» Instructions to follow:
Take the data below and write out exactly the lines from the one with "The picture is" through the one with "1284px; height: 2778px;"; omit every other line.

----

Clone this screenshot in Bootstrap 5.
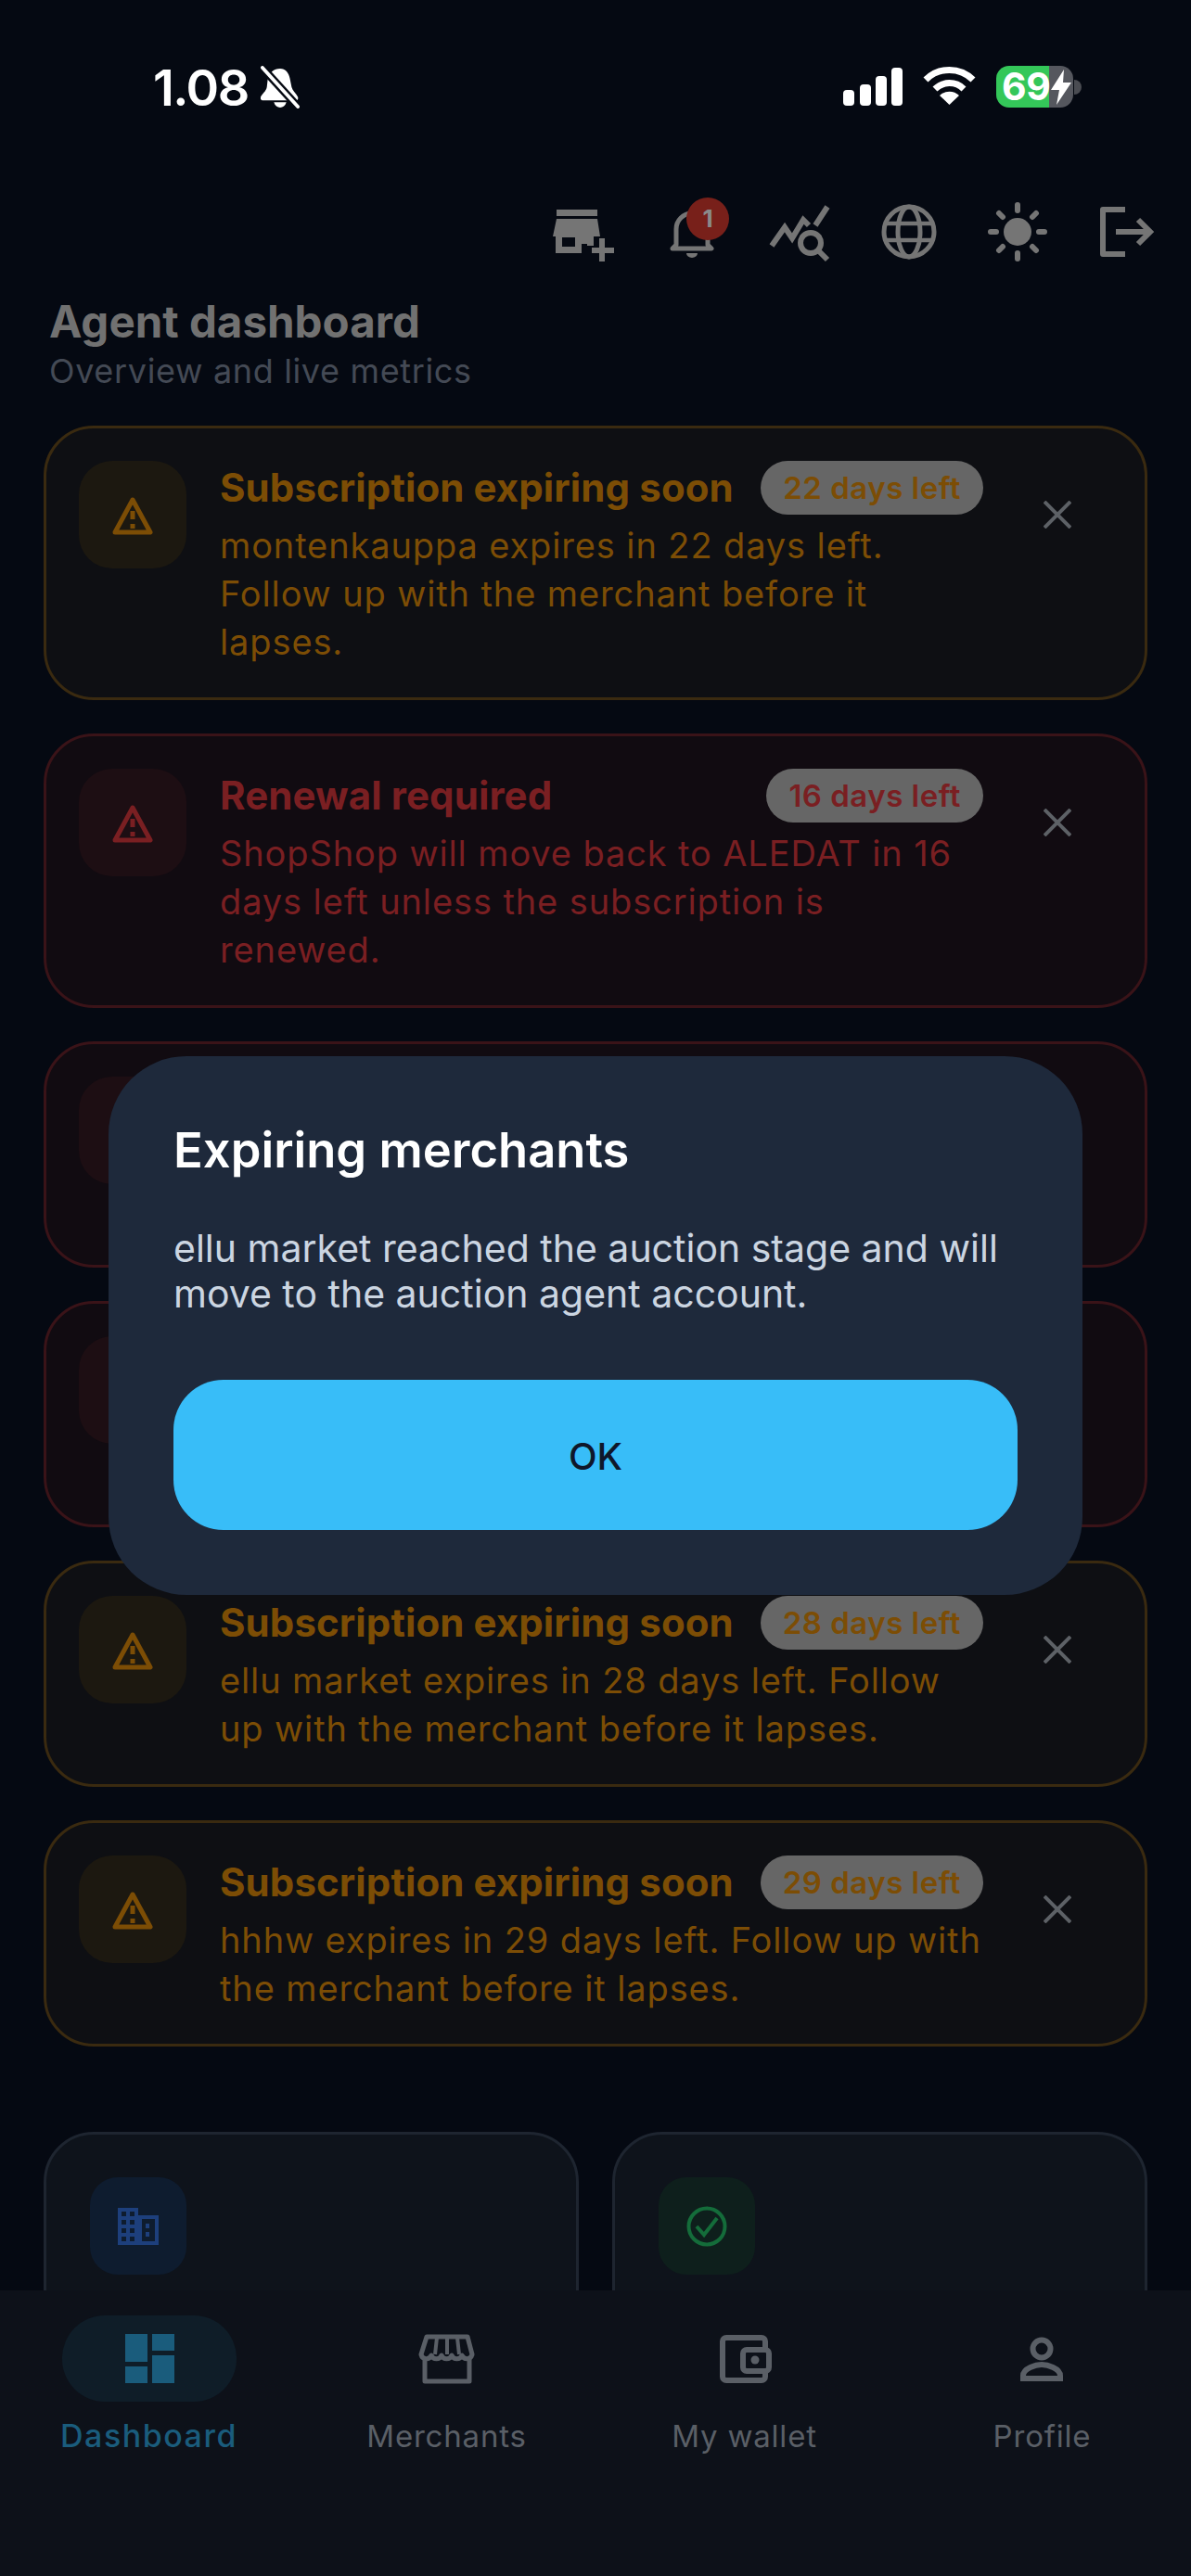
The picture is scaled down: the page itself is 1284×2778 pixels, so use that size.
<!DOCTYPE html>
<html lang="en">
<head>
    <meta charset="UTF-8">
    <meta name="viewport" content="width=device-width, initial-scale=1.0">
    <title>Agent dashboard</title>
    <link href="https://cdn.jsdelivr.net/npm/bootstrap@5.3.0/dist/css/bootstrap.min.css" rel="stylesheet">
    <style>
        html, body { margin: 0; }
        body { width: 1284px; height: 2778px; overflow: hidden; background: #050912; font-family: Inter, "Liberation Sans", sans-serif; position: relative; }

        .status-bar { height: 214px; padding: 71px 118px 0 165px; color: #fff; }
        .status-time { font-size: 54px; line-height: 47px; font-weight: 600; letter-spacing: -1.5px; }
        .status-bell { margin-left: 13px; }
        .status-sig { margin-top: 2px; }
        .status-gap { margin-left: 22px; }
        .batt { width: 83px; height: 45px; border-radius: 14px; background: linear-gradient(90deg, #34c759 57px, #55575e 57px); font-size: 41px; line-height: 45px; font-weight: 700; padding-left: 6px; letter-spacing: -.5px; }
        .batt-nub { width: 8px; height: 16px; border-radius: 0 8px 8px 0; background: #4a4c52; margin: 15px 0 0 1px; }

        .tool-row { gap: 45px; padding-right: 34px; height: 72px; }
        .tool-btn { width: 72px; height: 72px; }
        .tool-btn svg { display: block; overflow: visible; }
        .bell-count { top: -1px; left: 30px; width: 46px; height: 46px; border-radius: 50%; background: #78201a; color: #8a8a8a; font-size: 26px; font-weight: 700; line-height: 46px; text-align: center; }

        .page-head { padding: 33px 53px 0; height: 173px; }
        .page-title { font-size: 47.500px; line-height: 56px; font-weight: 700; color: #717171; margin: 0; }
        .page-sub { font-size: 36px; line-height: 40px; color: #444a55; letter-spacing: .65px; margin: 5px 0 0; }

        .alert-list { padding: 0 47px; gap: 36px; }
        .exp-card { border: 3px solid var(--edge); border-radius: 54px; background: var(--fill); padding: 35px 35px 34px; color: var(--ink); gap: 36px; }
        .exp-amber { --edge: #3a2a10; --fill: #0e0f13; --ink: #7c4d05; --tile: #1c1810; }
        .exp-red { --edge: #3a1318; --fill: #110b11; --ink: #7a1f22; --tile: #1d0e13; }
        .exp-tile { width: 116px; height: 116px; border-radius: 36px; background: var(--tile); flex: none; }
        .exp-body { width: 823px; flex: none; }
        .exp-blank { height: 169px; }
        .exp-title { font-size: 42px; line-height: 58px; font-weight: 700; margin: 0; letter-spacing: .1px; }
        .exp-pill { height: 58px; line-height: 58px; border-radius: 29px; background: #666; font-size: 33px; font-weight: 600; padding: 0 24px; letter-spacing: .5px; }
        .exp-text { font-size: 38px; line-height: 52px; margin: 7px 0 0; letter-spacing: .88px; }
        .exp-close { width: 118px; height: 116px; margin-left: -15px; }

        .stat-row { padding: 92px 47px 0; gap: 36px; }
        .stat-box { width: 577px; height: 300px; border: 3px solid #1e2530; border-radius: 54px; background: #0e131b; padding: 46px 47px; }
        .stat-tile { width: 104px; height: 105px; border-radius: 30px; }
        .tile-blue { background: #0e1c2f; }
        .tile-green { background: #0e1f1c; }

        .tab-bar { height: 308px; background: #0d1119; }
        .tab-item { width: 321px; padding-top: 27px; color: #5a5f66; font-size: 33px; line-height: 42px; letter-spacing: .8px; }
        .tab-icon { width: 188px; height: 93px; border-radius: 46px; margin-bottom: 16px; }
        .tab-active { color: #1a5c7c; font-weight: 500; font-size: 34px; letter-spacing: 1.5px; }
        .tab-active .tab-icon { background: #0f1d28; }

        .dlg.modal { display: block; z-index: 10; }
        .dlg .modal-dialog { max-width: none; width: 1050px; margin: 1139px auto 0; }
        .dlg .modal-content { background: #1e293b; border: 0; border-radius: 84px; padding: 70px; height: 581px; }
        .dlg-title { color: #fff; font-size: 52.500px; line-height: 62px; font-weight: 600; margin: 0; }
        .dlg-text { color: #cbd5e1; font-size: 41px; line-height: 49px; margin: 51px 0 0; }
        .dlg-ok { background: #38bdf8; color: #0f172a; border: 0; border-radius: 54px; height: 164px; width: 910px; margin-top: 68px; padding-top: 9px; font-size: 40px; font-weight: 500; }
    </style>
</head>
<body>
    <div class="status-bar d-flex justify-content-between">
        <div class="d-flex align-items-start">
            <span class="status-time">1.08</span>
            <svg class="status-bell" width="42" height="46" viewBox="0 0 44 48" fill="#fff"><path d="M22 3c6 0 10 5 11 11l2 10c1 4 5 7 7 11 1 3-1 4-3 4H3c-2 0-4-1-3-4 2-4 6-6 7-11l1-9c1-7 7-12 14-12z"/><path d="M15 41h14c-1 4-4 6-7 6s-6-2-7-6z"/><path d="M1 1l41 45" stroke="#050912" stroke-width="9"/><path d="M2 2l40 44" stroke="#fff" stroke-width="4" stroke-linecap="round"/></svg>
        </div>
        <div class="d-flex align-items-start">
            <svg width="64" height="41" viewBox="0 0 64 41" class="status-sig" fill="#fff"><rect y="24" width="12" height="17" rx="4"/><rect x="18" y="18" width="12" height="23" rx="4"/><rect x="35" y="9" width="12" height="32" rx="4"/><rect x="52" width="12" height="41" rx="4"/></svg>
            <svg width="57" height="42" viewBox="0 0 57 42" class="status-gap" fill="none" stroke="#fff" stroke-width="7"><path d="M3 15A36 36 0 0 1 54 15"/><path d="M13 25A22 22 0 0 1 44 25"/><path d="M28.500 42L18 32a15 15 0 0 1 21 0z" fill="#fff" stroke="none"/></svg>
            <div class="batt d-flex status-gap">69<svg width="24" height="38" viewBox="0 0 24 38" class="mt-1" fill="#fff"><path d="M15 0L1 22h9L7 38 23 14h-9z"/></svg></div>
            <div class="batt-nub"></div>
        </div>
    </div>

    <div class="tool-row d-flex justify-content-end">
        <div class="tool-btn"><svg width="72" height="72" fill="#757575"><path d="M7 12h44v7H7zM7 22h44l3 19H3zM6 41h41v10h-7v-2h-6v10H6zM13 42v10h14V42z" fill-rule="evenodd"/><path d="M45 53h24v6H45zM53 43h6v25h-6z"/></svg></div>
        <div class="tool-btn position-relative"><svg width="72" height="72" fill="none" stroke="#757575" stroke-width="5"><path d="M15 54l4-4V33a17 17 0 0 1 34 0v17l4 4z" stroke-linejoin="round"/><path d="M30 59h12a6 5 0 0 1-12 0z" fill="#757575" stroke="none"/></svg><span class="bell-count position-absolute">1</span></div>
        <div class="tool-btn"><svg width="72" height="72" fill="none" stroke="#757575" stroke-width="6"><path d="M5 51L19 31l8 12 12-20 6 6M52 29L65 9"/><circle cx="47" cy="48" r="11"/><path d="M55 56l10 10"/></svg></div>
        <div class="tool-btn"><svg width="72" height="72" fill="none" stroke="#757575" stroke-width="5"><circle cx="36" cy="36" r="27"/><ellipse cx="36" cy="36" rx="12" ry="27"/><path d="M11 27h50M11 45h50" stroke-width="4.500"/></svg></div>
        <div class="tool-btn"><svg width="72" height="72" fill="none" stroke="#757575" stroke-width="6" stroke-linecap="round"><circle cx="36" cy="36" r="15" fill="#757575" stroke="none"/><path d="M36 7v6M36 59v6M7 36h6M59 36h6M16 16l4 4M52 52l4 4M16 56l4-4M52 20l4-4"/></svg></div>
        <div class="tool-btn"><svg width="72" height="72" fill="none" stroke="#757575" stroke-width="6"><path d="M35 12H11v48h24" stroke-linejoin="round"/><path d="M25 36h35M49 23l13 13-13 13"/></svg></div>
    </div>

    <div class="page-head">
        <h1 class="page-title">Agent dashboard</h1>
        <p class="page-sub">Overview and live metrics</p>
    </div>

    <div class="alert-list d-flex flex-column">
        <div class="exp-card exp-amber d-flex">
            <div class="exp-tile d-flex align-items-center justify-content-center"><svg width="54" height="54" fill="none" stroke="currentColor" stroke-width="5" stroke-linejoin="round"><path d="M27 11l19 35H8z"/><path d="M27 23v9M27 37v5"/></svg></div>
            <div class="exp-body">
                <div class="d-flex justify-content-between"><h2 class="exp-title">Subscription expiring soon</h2><span class="exp-pill">22 days left</span></div>
                <p class="exp-text">montenkauppa expires in 22 days left. Follow up with the merchant before it lapses.</p>
            </div>
            <div class="exp-close d-flex align-items-center justify-content-center"><svg width="30" height="30" stroke="#5d6166" stroke-width="4"><path d="M1 1l28 28M29 1L1 29"/></svg></div>
        </div>
        <div class="exp-card exp-red d-flex">
            <div class="exp-tile d-flex align-items-center justify-content-center"><svg width="54" height="54" fill="none" stroke="currentColor" stroke-width="5" stroke-linejoin="round"><path d="M27 11l19 35H8z"/><path d="M27 23v9M27 37v5"/></svg></div>
            <div class="exp-body">
                <div class="d-flex justify-content-between"><h2 class="exp-title">Renewal required</h2><span class="exp-pill">16 days left</span></div>
                <p class="exp-text">ShopShop will move back to ALEDAT in 16 days left unless the subscription is renewed.</p>
            </div>
            <div class="exp-close d-flex align-items-center justify-content-center"><svg width="30" height="30" stroke="#5d6166" stroke-width="4"><path d="M1 1l28 28M29 1L1 29"/></svg></div>
        </div>
        <div class="exp-card exp-red d-flex">
            <div class="exp-tile"></div>
            <div class="exp-body exp-blank"></div>
        </div>
        <div class="exp-card exp-red d-flex">
            <div class="exp-tile"></div>
            <div class="exp-body exp-blank"></div>
        </div>
        <div class="exp-card exp-amber d-flex">
            <div class="exp-tile d-flex align-items-center justify-content-center"><svg width="54" height="54" fill="none" stroke="currentColor" stroke-width="5" stroke-linejoin="round"><path d="M27 11l19 35H8z"/><path d="M27 23v9M27 37v5"/></svg></div>
            <div class="exp-body">
                <div class="d-flex justify-content-between"><h2 class="exp-title">Subscription expiring soon</h2><span class="exp-pill">28 days left</span></div>
                <p class="exp-text">ellu market expires in 28 days left. Follow up with the merchant before it lapses.</p>
            </div>
            <div class="exp-close d-flex align-items-center justify-content-center"><svg width="30" height="30" stroke="#5d6166" stroke-width="4"><path d="M1 1l28 28M29 1L1 29"/></svg></div>
        </div>
        <div class="exp-card exp-amber d-flex">
            <div class="exp-tile d-flex align-items-center justify-content-center"><svg width="54" height="54" fill="none" stroke="currentColor" stroke-width="5" stroke-linejoin="round"><path d="M27 11l19 35H8z"/><path d="M27 23v9M27 37v5"/></svg></div>
            <div class="exp-body">
                <div class="d-flex justify-content-between"><h2 class="exp-title">Subscription expiring soon</h2><span class="exp-pill">29 days left</span></div>
                <p class="exp-text">hhhw expires in 29 days left. Follow up with the merchant before it lapses.</p>
            </div>
            <div class="exp-close d-flex align-items-center justify-content-center"><svg width="30" height="30" stroke="#5d6166" stroke-width="4"><path d="M1 1l28 28M29 1L1 29"/></svg></div>
        </div>
    </div>

    <div class="stat-row d-flex">
        <div class="stat-box">
            <div class="stat-tile tile-blue d-flex align-items-center justify-content-center">
                <svg width="44" height="40" fill="#1d3f7c"><path fill-rule="evenodd" d="M0 0h22v8h22v32H0zM4 4v5h5V4zm9 0v5h5V4zM4 13v5h5v-5zm9 0v5h5v-5zM4 22v5h5v-5zm9 0v5h5v-5zM4 31v5h5v-5zm9 0v5h5v-5zm13-19v24h14V12zm4 5h4v5h-4zm0 9h4v5h-4z"/></svg>
            </div>
        </div>
        <div class="stat-box">
            <div class="stat-tile tile-green d-flex align-items-center justify-content-center">
                <svg width="44" height="44" fill="none" stroke="#146c3a" stroke-width="4"><circle cx="22" cy="22" r="19.500"/><path d="M11 22l8 9 14-18"/></svg>
            </div>
        </div>
    </div>

    <nav class="tab-bar position-absolute bottom-0 start-0 w-100 d-flex">
        <div class="tab-item tab-active d-flex flex-column align-items-center">
            <div class="tab-icon d-flex align-items-center justify-content-center"><svg width="72" height="72" fill="#1a5c7c"><rect x="10" y="9" width="24" height="30"/><rect x="10" y="44" width="24" height="18"/><rect x="39" y="9" width="24" height="18"/><rect x="39" y="32" width="24" height="30"/></svg></div>
            Dashboard
        </div>
        <div class="tab-item d-flex flex-column align-items-center">
            <div class="tab-icon d-flex align-items-center justify-content-center"><svg width="72" height="72" fill="none" stroke="#5a5f66" stroke-width="5" stroke-linejoin="round"><path d="M12 34v26h48V34"/><path d="M14 12h44l5 19c-1 6-9 6-11 1-2 5-9 5-11 0-2 5-9 5-11 0-2 5-9 5-11 0-2 5-10 5-11-1z"/><path d="M25 13l-2 18M36 13v18M47 13l2 18" stroke-width="4"/></svg></div>
            Merchants
        </div>
        <div class="tab-item d-flex flex-column align-items-center">
            <div class="tab-icon d-flex align-items-center justify-content-center"><svg width="72" height="72" fill="none" stroke="#5a5f66" stroke-width="6"><rect x="12" y="13" width="46" height="46" rx="4"/><rect x="34" y="26" width="28" height="23" rx="4" fill="#0d1119"/><circle cx="47" cy="37" r="4.500" fill="#5a5f66" stroke="none"/></svg></div>
            My wallet
        </div>
        <div class="tab-item d-flex flex-column align-items-center">
            <div class="tab-icon d-flex align-items-center justify-content-center"><svg width="72" height="72" fill="none" stroke="#5a5f66" stroke-width="6"><circle cx="35" cy="25" r="9.500"/><path d="M15 57v-3c0-8 14-12 20-12s20 4 20 12v3z"/></svg></div>
            Profile
        </div>
    </nav>

    <div class="dlg modal">
        <div class="modal-dialog">
            <div class="modal-content">
                <h3 class="dlg-title">Expiring merchants</h3>
                <p class="dlg-text">ellu market reached the auction stage and will move to the auction agent account.</p>
                <button type="button" class="btn dlg-ok">OK</button>
            </div>
        </div>
    </div>

    <script src="https://cdn.jsdelivr.net/npm/bootstrap@5.3.0/dist/js/bootstrap.bundle.min.js"></script>
</body>
</html>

----

» Expected answer:
The picture is scaled down: the page itself is 1284×2778 pixels, so use that size.
<!DOCTYPE html>
<html lang="en">
<head>
    <meta charset="UTF-8">
    <meta name="viewport" content="width=device-width, initial-scale=1.0">
    <title>Agent dashboard</title>
    <link href="https://cdn.jsdelivr.net/npm/bootstrap@5.3.0/dist/css/bootstrap.min.css" rel="stylesheet">
    <style>
        html, body { margin: 0; }
        body { width: 1284px; height: 2778px; overflow: hidden; background: #050912; font-family: Inter, "Liberation Sans", sans-serif; position: relative; }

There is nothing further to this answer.